**GIVEN TASK:** Scan the data for "index" and copy the lines it appears in.
________________
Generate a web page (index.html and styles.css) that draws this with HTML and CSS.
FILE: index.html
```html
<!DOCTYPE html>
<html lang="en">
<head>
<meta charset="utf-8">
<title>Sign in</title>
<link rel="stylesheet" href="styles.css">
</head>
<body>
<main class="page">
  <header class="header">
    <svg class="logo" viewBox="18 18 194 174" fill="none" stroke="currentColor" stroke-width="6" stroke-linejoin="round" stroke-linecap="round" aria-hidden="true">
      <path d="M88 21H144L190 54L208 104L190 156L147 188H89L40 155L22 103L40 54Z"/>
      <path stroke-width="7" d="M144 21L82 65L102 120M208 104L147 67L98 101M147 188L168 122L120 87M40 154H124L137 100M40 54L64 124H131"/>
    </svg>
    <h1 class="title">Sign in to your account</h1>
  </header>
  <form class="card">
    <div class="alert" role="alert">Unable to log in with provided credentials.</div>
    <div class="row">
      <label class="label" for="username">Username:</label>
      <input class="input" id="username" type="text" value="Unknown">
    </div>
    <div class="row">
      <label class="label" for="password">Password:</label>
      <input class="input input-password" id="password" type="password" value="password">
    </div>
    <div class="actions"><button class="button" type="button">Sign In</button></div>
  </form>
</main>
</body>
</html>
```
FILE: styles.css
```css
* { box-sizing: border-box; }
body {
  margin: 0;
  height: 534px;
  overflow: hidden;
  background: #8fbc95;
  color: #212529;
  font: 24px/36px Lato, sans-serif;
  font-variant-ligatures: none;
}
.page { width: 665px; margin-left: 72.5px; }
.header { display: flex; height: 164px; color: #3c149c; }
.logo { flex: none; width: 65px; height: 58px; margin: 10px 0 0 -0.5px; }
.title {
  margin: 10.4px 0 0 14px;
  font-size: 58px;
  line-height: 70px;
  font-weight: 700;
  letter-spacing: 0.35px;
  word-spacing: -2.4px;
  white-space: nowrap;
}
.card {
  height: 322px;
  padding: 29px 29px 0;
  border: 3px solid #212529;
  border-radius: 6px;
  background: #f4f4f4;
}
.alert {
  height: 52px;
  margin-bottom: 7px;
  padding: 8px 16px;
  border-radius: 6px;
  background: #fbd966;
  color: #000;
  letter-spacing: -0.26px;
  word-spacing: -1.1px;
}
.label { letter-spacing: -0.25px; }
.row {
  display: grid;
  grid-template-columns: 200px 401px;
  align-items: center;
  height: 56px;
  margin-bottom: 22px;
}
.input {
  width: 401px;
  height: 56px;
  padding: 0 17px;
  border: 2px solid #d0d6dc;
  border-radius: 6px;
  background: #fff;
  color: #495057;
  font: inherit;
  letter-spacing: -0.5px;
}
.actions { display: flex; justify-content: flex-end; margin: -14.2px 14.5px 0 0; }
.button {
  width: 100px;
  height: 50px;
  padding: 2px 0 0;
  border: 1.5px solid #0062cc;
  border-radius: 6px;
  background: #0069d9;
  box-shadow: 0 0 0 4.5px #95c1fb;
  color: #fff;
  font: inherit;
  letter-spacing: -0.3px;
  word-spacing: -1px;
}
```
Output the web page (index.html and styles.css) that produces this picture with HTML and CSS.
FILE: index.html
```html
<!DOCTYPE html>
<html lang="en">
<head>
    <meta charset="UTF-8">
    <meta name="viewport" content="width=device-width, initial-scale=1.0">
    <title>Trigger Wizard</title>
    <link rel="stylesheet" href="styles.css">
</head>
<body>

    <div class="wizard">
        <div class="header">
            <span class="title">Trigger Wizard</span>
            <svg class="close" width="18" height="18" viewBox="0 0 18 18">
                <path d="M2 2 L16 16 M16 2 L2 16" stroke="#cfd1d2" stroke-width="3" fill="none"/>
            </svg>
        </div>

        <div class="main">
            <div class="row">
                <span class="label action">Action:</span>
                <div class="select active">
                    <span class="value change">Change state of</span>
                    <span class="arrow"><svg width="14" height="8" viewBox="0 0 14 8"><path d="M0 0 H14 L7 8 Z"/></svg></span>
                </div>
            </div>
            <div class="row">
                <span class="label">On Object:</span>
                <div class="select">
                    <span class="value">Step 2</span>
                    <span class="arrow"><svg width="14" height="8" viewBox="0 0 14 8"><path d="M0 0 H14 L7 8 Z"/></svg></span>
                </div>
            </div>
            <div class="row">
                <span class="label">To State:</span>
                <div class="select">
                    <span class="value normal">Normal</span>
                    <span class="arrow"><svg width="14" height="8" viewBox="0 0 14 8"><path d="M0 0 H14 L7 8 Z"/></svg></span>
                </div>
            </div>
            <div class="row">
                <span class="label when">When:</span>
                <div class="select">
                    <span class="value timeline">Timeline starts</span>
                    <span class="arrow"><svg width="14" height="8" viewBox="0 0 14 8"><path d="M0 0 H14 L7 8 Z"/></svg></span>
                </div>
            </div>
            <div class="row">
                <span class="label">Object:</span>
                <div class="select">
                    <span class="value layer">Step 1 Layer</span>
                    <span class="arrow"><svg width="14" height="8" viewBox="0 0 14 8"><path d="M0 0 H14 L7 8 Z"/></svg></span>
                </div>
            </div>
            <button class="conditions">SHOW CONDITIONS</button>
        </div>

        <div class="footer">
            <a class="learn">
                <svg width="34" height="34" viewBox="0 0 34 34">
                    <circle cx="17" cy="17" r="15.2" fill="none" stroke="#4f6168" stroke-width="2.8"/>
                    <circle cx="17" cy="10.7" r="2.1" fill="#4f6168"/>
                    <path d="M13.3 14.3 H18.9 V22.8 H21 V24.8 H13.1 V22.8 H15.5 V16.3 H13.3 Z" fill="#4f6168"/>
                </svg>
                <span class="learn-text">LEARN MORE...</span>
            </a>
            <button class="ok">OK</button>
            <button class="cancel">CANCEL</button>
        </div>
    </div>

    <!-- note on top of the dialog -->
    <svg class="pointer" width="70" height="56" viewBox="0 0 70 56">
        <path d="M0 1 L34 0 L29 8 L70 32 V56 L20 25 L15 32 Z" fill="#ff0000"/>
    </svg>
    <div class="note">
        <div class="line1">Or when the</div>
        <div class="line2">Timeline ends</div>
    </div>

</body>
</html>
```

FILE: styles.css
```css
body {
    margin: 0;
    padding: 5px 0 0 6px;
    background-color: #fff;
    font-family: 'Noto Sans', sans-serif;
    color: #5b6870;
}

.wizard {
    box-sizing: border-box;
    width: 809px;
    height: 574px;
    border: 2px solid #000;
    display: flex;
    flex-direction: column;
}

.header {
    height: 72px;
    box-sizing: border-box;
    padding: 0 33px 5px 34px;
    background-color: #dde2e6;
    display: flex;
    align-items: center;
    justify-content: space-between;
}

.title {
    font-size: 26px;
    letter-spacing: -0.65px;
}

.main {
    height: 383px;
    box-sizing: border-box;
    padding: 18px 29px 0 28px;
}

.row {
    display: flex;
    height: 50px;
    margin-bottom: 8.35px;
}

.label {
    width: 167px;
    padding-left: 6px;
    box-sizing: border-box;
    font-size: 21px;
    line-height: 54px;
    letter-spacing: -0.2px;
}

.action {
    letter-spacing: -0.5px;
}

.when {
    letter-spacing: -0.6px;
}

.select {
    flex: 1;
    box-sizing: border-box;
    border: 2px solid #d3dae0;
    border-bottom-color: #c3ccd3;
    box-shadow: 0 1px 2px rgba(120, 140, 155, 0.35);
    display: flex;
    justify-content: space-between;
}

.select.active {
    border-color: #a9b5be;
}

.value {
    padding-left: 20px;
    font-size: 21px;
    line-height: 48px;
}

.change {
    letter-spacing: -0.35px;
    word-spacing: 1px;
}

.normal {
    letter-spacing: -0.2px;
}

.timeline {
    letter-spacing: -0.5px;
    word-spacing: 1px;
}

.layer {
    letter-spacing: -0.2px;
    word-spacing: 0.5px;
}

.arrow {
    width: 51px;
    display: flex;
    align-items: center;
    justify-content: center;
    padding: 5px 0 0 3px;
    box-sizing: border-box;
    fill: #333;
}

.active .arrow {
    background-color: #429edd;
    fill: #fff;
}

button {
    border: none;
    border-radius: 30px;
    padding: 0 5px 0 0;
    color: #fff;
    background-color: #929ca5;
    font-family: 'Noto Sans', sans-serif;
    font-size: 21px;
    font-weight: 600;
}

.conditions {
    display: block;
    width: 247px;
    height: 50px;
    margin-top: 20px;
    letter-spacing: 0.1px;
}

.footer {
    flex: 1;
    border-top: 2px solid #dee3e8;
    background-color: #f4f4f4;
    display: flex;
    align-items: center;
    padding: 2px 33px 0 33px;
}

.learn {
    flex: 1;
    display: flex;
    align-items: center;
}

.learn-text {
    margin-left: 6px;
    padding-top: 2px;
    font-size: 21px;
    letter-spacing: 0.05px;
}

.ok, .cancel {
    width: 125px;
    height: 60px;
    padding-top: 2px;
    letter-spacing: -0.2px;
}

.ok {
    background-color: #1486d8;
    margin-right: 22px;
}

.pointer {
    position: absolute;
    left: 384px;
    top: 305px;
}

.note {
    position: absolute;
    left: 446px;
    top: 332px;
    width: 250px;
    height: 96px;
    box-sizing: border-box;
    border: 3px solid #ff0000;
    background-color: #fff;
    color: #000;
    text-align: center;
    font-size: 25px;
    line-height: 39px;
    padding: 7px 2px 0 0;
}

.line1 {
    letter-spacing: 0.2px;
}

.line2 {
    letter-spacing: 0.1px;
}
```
________________
**FULL OUTPUT:**
Generate a web page (index.html and styles.css) that draws this with HTML and CSS.
FILE: index.html
Output the web page (index.html and styles.css) that produces this picture with HTML and CSS.
FILE: index.html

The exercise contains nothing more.